At the beginning of the refugee crisis in 2011, the Eastern Balkan route was the main route. For 2012 and 2013, Frontex recorded 12,000 passages on the Eastern Balkan route and 4,000 on the Western Balkan route—an enormous increase compared to previous years, but far fewer than in 2015. The situation was perceived as so critical that the first Western Balkans Conference took place in November 2013. Following the construction of the Greek border fence with Turkey in 2012, the Bulgarian fence with Turkey was built in 2014; this effectively closed the Eastern Balkan route. Migration shifted from land borders in Turkey to routes via the coastal Greek Aegean islands. This shift was in the interest of Bulgaria and Romania as well as Turkey, which would not have tolerated mass movements across the Bosphorus. In European Frontex jargon, this route is called the Eastern Mediterranean route.
Some of the islands of Greece lie within sight of the Turkish coast; refugees can reach them on simple boats. Winds, ocean currents, and swells can be dangerous; boats sometimes capsize, and people drown. In 2015, Greece allowed refugees to travel on to the mainland; from there, most moved to one of the border crossings on the Greece–North Macedonia border and some to the Albania–Greece border. Following the Syrian civil war and persistent droughts, but also due to a lack of funds at the UNHCR, humanitarian conditions in refugee camps in Lebanon, Jordan, and Turkey became partly catastrophic by early summer 2015, setting the Levant in motion. During the hot summer of 2015, hiking conditions in Europe were also favorable.
In 2015, Greece did not register migrants on the Greek islands or upon their transport to the mainland, thereby violating the Schengen Agreement. At the Greece–North Macedonia border, many migrants tried to enter North Macedonia. North Macedonia and Serbia are not EU members; the EU external border therefore lay at Hungary and Croatia. Until Hungary built the border fence with Serbia and closed its borders to refugees in late September 2015, many refugees traveled via Hungary and Austria.
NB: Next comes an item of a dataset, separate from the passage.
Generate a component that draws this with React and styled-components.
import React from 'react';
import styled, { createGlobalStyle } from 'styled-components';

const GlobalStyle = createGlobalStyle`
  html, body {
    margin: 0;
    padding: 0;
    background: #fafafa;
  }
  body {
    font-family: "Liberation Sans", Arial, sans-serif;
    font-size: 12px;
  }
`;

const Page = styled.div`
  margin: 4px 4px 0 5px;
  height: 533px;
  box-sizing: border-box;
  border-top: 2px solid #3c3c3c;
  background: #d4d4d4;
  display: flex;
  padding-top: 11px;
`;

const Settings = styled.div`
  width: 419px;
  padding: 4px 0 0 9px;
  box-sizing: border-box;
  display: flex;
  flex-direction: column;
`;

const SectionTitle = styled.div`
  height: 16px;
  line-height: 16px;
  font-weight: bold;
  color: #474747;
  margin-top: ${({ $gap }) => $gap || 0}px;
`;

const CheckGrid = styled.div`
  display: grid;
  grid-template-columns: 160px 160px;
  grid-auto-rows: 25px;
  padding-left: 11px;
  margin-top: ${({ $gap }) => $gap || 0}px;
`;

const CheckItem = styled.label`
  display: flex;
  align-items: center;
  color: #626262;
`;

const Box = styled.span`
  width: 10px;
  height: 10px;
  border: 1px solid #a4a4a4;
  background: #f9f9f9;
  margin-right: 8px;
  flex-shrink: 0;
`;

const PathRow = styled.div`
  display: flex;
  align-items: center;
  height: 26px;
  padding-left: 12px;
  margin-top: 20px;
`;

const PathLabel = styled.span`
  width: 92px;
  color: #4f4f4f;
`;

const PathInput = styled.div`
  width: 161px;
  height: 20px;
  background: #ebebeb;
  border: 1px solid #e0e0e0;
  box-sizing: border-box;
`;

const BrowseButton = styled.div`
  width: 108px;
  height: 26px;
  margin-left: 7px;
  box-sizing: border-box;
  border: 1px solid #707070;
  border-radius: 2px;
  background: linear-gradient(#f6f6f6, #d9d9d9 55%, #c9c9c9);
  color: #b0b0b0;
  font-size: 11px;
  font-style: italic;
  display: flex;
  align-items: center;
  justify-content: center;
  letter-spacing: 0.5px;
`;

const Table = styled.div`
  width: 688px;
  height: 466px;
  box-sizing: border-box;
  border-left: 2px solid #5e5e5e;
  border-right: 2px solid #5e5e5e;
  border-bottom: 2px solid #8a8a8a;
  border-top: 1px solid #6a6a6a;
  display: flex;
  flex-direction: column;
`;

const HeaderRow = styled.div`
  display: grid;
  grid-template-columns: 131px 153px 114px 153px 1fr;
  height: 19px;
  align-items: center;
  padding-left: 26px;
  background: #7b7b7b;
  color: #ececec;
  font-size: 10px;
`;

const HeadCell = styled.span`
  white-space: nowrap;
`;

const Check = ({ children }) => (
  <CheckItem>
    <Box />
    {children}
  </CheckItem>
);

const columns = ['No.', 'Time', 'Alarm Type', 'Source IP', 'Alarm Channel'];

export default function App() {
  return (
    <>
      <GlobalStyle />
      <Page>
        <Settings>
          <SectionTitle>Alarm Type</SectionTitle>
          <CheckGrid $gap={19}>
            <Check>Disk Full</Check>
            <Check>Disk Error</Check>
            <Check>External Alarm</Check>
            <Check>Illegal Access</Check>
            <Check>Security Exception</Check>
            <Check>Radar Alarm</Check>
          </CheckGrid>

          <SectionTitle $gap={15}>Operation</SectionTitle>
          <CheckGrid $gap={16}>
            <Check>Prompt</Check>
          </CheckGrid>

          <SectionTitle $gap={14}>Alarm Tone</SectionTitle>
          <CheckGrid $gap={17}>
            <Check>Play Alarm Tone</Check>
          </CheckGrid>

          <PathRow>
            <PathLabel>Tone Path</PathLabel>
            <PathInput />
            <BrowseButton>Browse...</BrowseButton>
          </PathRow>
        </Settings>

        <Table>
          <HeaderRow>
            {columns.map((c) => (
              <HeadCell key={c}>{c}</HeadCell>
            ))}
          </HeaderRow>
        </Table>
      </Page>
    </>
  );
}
This route became publicly known only at the end of August 2015, when refugees "stuck" in Hungary were allowed to travel to Germany. At the end of August, due to ambiguous statements by the Federal Office for Migration and Refugees and Chancellor Angela Merkel, the opinion or hope spread among migrants that Germany would in the future grant Syrian refugees asylum in principle, without examination and without regard for the Schengen/Dublin procedure. The situation intensified again instead of subsiding with the end of summer as hoped. The destination country for the majority of migrants was Germany; Sweden, previously a frequent destination, radically changed its refugee policy during the autumn of 2015. In transit countries, refugees often traveled by buses, taxis, or trains; state borders were crossed on foot.
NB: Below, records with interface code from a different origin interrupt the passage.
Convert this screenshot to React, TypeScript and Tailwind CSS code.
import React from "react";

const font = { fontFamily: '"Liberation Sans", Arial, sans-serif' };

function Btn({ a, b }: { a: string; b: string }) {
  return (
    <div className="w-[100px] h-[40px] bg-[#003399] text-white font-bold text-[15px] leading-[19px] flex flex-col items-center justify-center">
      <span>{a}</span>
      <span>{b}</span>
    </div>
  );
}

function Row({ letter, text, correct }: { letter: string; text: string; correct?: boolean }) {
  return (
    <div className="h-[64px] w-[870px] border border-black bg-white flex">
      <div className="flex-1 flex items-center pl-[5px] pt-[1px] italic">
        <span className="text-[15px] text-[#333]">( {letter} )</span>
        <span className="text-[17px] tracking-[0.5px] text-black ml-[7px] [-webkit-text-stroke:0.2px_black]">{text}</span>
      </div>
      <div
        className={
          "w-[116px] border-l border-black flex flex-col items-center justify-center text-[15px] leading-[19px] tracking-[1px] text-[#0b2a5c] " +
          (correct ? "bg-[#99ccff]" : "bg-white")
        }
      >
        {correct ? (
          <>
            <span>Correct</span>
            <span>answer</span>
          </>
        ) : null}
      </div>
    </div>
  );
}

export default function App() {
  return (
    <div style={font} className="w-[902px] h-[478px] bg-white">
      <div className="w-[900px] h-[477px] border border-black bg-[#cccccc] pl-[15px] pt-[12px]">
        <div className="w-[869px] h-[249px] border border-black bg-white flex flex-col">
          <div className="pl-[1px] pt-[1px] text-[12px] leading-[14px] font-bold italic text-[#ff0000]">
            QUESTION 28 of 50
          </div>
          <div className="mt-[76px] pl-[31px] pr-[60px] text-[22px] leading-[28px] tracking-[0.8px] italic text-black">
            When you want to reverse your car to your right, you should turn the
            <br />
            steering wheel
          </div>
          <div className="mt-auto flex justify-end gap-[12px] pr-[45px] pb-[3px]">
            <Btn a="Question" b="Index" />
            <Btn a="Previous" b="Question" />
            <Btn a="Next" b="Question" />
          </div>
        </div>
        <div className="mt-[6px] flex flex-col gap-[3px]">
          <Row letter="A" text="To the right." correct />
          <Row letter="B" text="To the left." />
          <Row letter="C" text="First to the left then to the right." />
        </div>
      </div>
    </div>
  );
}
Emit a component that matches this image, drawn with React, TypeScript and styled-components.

A flight via the Balkan route used to take weeks; when some transit countries transported refugees to the next border, it went much faster.
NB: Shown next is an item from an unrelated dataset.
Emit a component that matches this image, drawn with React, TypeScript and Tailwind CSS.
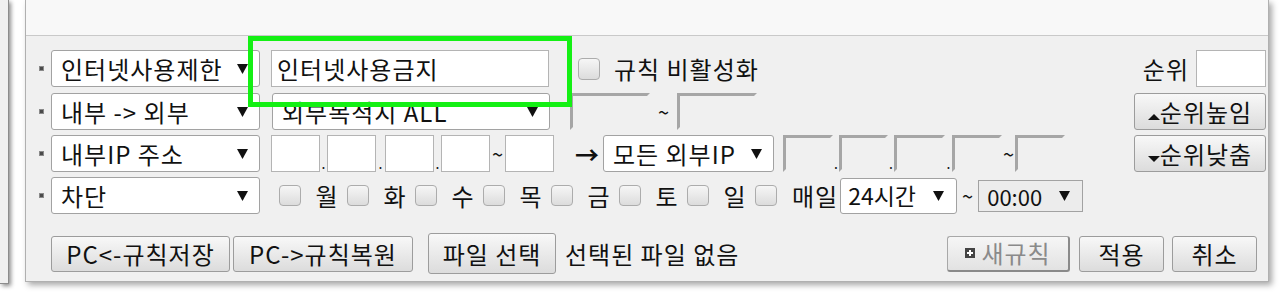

In early February 2017, a spokesperson for the Federal Ministry of the Interior stated that while illegal migration via the Western Balkans had been significantly reduced, it was continuing. In 2018, about 41,000 people used the Balkan route, and in 2019 about 82,000 people.
In July 2019, the Balkan route received greater media attention again due to reports of inhumane conditions at the Vučjak refugee camp near the Bosnian town of Bihać.